SUPPLIED ENTRIES
■ ■ ■ ■

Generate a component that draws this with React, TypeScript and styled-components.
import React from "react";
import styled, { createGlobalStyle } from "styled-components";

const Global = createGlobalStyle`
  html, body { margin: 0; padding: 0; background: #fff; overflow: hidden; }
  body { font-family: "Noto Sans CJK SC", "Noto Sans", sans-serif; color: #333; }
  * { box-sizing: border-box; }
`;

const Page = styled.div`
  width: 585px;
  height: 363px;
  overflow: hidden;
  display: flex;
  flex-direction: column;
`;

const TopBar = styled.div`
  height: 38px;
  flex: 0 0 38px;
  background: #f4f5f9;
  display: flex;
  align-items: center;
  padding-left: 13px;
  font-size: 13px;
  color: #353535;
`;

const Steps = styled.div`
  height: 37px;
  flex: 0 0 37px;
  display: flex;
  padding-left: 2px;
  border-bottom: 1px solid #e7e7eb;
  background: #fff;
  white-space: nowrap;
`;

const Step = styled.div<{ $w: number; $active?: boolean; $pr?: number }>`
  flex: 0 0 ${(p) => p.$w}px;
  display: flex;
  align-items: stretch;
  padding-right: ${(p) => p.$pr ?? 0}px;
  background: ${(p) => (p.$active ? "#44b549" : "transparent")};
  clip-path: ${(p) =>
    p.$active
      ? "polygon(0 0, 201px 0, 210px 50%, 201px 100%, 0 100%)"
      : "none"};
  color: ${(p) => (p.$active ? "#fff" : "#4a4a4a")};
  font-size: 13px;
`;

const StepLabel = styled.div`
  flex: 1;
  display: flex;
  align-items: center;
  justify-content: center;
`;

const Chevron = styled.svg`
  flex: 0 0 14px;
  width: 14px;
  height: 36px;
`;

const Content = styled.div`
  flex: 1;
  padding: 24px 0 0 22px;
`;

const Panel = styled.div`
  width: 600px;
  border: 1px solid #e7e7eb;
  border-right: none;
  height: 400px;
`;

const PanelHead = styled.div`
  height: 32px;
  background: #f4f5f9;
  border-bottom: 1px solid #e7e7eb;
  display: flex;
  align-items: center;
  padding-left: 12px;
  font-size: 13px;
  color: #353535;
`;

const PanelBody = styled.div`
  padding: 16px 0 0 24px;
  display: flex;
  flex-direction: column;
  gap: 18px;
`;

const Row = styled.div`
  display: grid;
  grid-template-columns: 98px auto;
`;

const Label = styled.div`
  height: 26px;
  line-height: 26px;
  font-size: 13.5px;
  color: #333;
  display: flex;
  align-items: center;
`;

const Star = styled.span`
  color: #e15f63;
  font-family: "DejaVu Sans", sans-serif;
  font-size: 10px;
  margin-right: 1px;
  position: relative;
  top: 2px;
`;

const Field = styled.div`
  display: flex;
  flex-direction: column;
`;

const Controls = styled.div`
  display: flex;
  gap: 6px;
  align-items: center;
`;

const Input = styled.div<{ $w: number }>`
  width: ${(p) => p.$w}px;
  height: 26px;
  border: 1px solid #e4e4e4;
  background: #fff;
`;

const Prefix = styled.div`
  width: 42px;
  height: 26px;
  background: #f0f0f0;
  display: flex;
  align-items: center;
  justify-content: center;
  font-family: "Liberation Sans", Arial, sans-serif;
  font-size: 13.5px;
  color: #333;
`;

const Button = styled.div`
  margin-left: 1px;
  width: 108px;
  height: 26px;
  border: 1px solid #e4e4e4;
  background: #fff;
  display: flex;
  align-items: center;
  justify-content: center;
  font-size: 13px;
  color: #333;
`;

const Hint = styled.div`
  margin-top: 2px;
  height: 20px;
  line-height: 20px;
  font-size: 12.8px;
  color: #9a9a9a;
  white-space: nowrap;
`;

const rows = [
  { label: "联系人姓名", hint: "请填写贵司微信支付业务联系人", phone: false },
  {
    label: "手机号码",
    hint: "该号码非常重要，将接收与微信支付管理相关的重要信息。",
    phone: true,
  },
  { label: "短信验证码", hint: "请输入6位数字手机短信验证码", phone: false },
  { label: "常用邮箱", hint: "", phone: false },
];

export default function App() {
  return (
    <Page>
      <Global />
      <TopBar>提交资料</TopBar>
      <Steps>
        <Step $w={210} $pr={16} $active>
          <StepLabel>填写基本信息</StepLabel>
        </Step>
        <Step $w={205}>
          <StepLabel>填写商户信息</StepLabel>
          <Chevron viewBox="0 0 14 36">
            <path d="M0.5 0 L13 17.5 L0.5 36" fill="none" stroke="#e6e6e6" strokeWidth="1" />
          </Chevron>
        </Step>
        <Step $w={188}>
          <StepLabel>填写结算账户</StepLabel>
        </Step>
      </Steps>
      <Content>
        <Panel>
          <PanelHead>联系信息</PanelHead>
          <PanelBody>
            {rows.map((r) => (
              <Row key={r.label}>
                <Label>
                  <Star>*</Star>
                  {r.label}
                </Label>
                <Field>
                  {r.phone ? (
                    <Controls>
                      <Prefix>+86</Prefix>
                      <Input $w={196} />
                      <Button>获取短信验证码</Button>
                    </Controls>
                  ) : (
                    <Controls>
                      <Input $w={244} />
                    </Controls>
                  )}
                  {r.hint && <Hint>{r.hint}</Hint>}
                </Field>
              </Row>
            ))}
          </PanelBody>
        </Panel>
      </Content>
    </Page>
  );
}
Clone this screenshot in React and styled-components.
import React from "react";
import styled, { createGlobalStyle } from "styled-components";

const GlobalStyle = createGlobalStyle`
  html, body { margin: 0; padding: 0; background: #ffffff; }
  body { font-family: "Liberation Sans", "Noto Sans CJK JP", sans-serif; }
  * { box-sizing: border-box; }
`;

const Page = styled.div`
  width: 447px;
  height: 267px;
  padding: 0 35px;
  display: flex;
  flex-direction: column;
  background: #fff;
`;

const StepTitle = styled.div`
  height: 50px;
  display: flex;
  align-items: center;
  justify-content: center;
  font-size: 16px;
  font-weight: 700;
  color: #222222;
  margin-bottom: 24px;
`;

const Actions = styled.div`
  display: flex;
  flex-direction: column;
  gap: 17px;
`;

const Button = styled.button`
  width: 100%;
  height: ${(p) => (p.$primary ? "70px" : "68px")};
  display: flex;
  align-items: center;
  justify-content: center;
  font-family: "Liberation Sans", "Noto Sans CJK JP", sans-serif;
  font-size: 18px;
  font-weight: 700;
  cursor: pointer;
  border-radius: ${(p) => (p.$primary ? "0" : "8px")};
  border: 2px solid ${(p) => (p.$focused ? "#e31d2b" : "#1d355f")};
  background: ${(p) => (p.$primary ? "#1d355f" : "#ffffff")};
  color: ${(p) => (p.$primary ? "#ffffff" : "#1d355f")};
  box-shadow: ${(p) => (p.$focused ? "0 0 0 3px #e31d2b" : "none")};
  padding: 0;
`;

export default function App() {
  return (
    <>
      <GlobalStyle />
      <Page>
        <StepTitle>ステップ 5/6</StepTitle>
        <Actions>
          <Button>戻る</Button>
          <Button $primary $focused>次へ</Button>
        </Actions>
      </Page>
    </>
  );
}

■ ■ ■ ■

THE PROBLEM
Print the listing above in full, exactly as it is.

RIGHT ANSWER
Generate a component that draws this with React, TypeScript and styled-components.
import React from "react";
import styled, { createGlobalStyle } from "styled-components";

const Global = createGlobalStyle`
  html, body { margin: 0; padding: 0; background: #fff; overflow: hidden; }
  body { font-family: "Noto Sans CJK SC", "Noto Sans", sans-serif; color: #333; }
  * { box-sizing: border-box; }
`;

const Page = styled.div`
  width: 585px;
  height: 363px;
  overflow: hidden;
  display: flex;
  flex-direction: column;
`;

const TopBar = styled.div`
  height: 38px;
  flex: 0 0 38px;
  background: #f4f5f9;
  display: flex;
  align-items: center;
  padding-left: 13px;
  font-size: 13px;
  color: #353535;
`;

const Steps = styled.div`
  height: 37px;
  flex: 0 0 37px;
  display: flex;
  padding-left: 2px;
  border-bottom: 1px solid #e7e7eb;
  background: #fff;
  white-space: nowrap;
`;

const Step = styled.div<{ $w: number; $active?: boolean; $pr?: number }>`
  flex: 0 0 ${(p) => p.$w}px;
  display: flex;
  align-items: stretch;
  padding-right: ${(p) => p.$pr ?? 0}px;
  background: ${(p) => (p.$active ? "#44b549" : "transparent")};
  clip-path: ${(p) =>
    p.$active
      ? "polygon(0 0, 201px 0, 210px 50%, 201px 100%, 0 100%)"
      : "none"};
  color: ${(p) => (p.$active ? "#fff" : "#4a4a4a")};
  font-size: 13px;
`;

const StepLabel = styled.div`
  flex: 1;
  display: flex;
  align-items: center;
  justify-content: center;
`;

const Chevron = styled.svg`
  flex: 0 0 14px;
  width: 14px;
  height: 36px;
`;

const Content = styled.div`
  flex: 1;
  padding: 24px 0 0 22px;
`;

const Panel = styled.div`
  width: 600px;
  border: 1px solid #e7e7eb;
  border-right: none;
  height: 400px;
`;

const PanelHead = styled.div`
  height: 32px;
  background: #f4f5f9;
  border-bottom: 1px solid #e7e7eb;
  display: flex;
  align-items: center;
  padding-left: 12px;
  font-size: 13px;
  color: #353535;
`;

const PanelBody = styled.div`
  padding: 16px 0 0 24px;
  display: flex;
  flex-direction: column;
  gap: 18px;
`;

const Row = styled.div`
  display: grid;
  grid-template-columns: 98px auto;
`;

const Label = styled.div`
  height: 26px;
  line-height: 26px;
  font-size: 13.5px;
  color: #333;
  display: flex;
  align-items: center;
`;

const Star = styled.span`
  color: #e15f63;
  font-family: "DejaVu Sans", sans-serif;
  font-size: 10px;
  margin-right: 1px;
  position: relative;
  top: 2px;
`;

const Field = styled.div`
  display: flex;
  flex-direction: column;
`;

const Controls = styled.div`
  display: flex;
  gap: 6px;
  align-items: center;
`;

const Input = styled.div<{ $w: number }>`
  width: ${(p) => p.$w}px;
  height: 26px;
  border: 1px solid #e4e4e4;
  background: #fff;
`;

const Prefix = styled.div`
  width: 42px;
  height: 26px;
  background: #f0f0f0;
  display: flex;
  align-items: center;
  justify-content: center;
  font-family: "Liberation Sans", Arial, sans-serif;
  font-size: 13.5px;
  color: #333;
`;

const Button = styled.div`
  margin-left: 1px;
  width: 108px;
  height: 26px;
  border: 1px solid #e4e4e4;
  background: #fff;
  display: flex;
  align-items: center;
  justify-content: center;
  font-size: 13px;
  color: #333;
`;

const Hint = styled.div`
  margin-top: 2px;
  height: 20px;
  line-height: 20px;
  font-size: 12.8px;
  color: #9a9a9a;
  white-space: nowrap;
`;

const rows = [
  { label: "联系人姓名", hint: "请填写贵司微信支付业务联系人", phone: false },
  {
    label: "手机号码",
    hint: "该号码非常重要，将接收与微信支付管理相关的重要信息。",
    phone: true,
  },
  { label: "短信验证码", hint: "请输入6位数字手机短信验证码", phone: false },
  { label: "常用邮箱", hint: "", phone: false },
];

export default function App() {
  return (
    <Page>
      <Global />
      <TopBar>提交资料</TopBar>
      <Steps>
        <Step $w={210} $pr={16} $active>
          <StepLabel>填写基本信息</StepLabel>
        </Step>
        <Step $w={205}>
          <StepLabel>填写商户信息</StepLabel>
          <Chevron viewBox="0 0 14 36">
            <path d="M0.5 0 L13 17.5 L0.5 36" fill="none" stroke="#e6e6e6" strokeWidth="1" />
          </Chevron>
        </Step>
        <Step $w={188}>
          <StepLabel>填写结算账户</StepLabel>
        </Step>
      </Steps>
      <Content>
        <Panel>
          <PanelHead>联系信息</PanelHead>
          <PanelBody>
            {rows.map((r) => (
              <Row key={r.label}>
                <Label>
                  <Star>*</Star>
                  {r.label}
                </Label>
                <Field>
                  {r.phone ? (
                    <Controls>
                      <Prefix>+86</Prefix>
                      <Input $w={196} />
                      <Button>获取短信验证码</Button>
                    </Controls>
                  ) : (
                    <Controls>
                      <Input $w={244} />
                    </Controls>
                  )}
                  {r.hint && <Hint>{r.hint}</Hint>}
                </Field>
              </Row>
            ))}
          </PanelBody>
        </Panel>
      </Content>
    </Page>
  );
}
Clone this screenshot in React and styled-components.
import React from "react";
import styled, { createGlobalStyle } from "styled-components";

const GlobalStyle = createGlobalStyle`
  html, body { margin: 0; padding: 0; background: #ffffff; }
  body { font-family: "Liberation Sans", "Noto Sans CJK JP", sans-serif; }
  * { box-sizing: border-box; }
`;

const Page = styled.div`
  width: 447px;
  height: 267px;
  padding: 0 35px;
  display: flex;
  flex-direction: column;
  background: #fff;
`;

const StepTitle = styled.div`
  height: 50px;
  display: flex;
  align-items: center;
  justify-content: center;
  font-size: 16px;
  font-weight: 700;
  color: #222222;
  margin-bottom: 24px;
`;

const Actions = styled.div`
  display: flex;
  flex-direction: column;
  gap: 17px;
`;

const Button = styled.button`
  width: 100%;
  height: ${(p) => (p.$primary ? "70px" : "68px")};
  display: flex;
  align-items: center;
  justify-content: center;
  font-family: "Liberation Sans", "Noto Sans CJK JP", sans-serif;
  font-size: 18px;
  font-weight: 700;
  cursor: pointer;
  border-radius: ${(p) => (p.$primary ? "0" : "8px")};
  border: 2px solid ${(p) => (p.$focused ? "#e31d2b" : "#1d355f")};
  background: ${(p) => (p.$primary ? "#1d355f" : "#ffffff")};
  color: ${(p) => (p.$primary ? "#ffffff" : "#1d355f")};
  box-shadow: ${(p) => (p.$focused ? "0 0 0 3px #e31d2b" : "none")};
  padding: 0;
`;

export default function App() {
  return (
    <>
      <GlobalStyle />
      <Page>
        <StepTitle>ステップ 5/6</StepTitle>
        <Actions>
          <Button>戻る</Button>
          <Button $primary $focused>次へ</Button>
        </Actions>
      </Page>
    </>
  );
}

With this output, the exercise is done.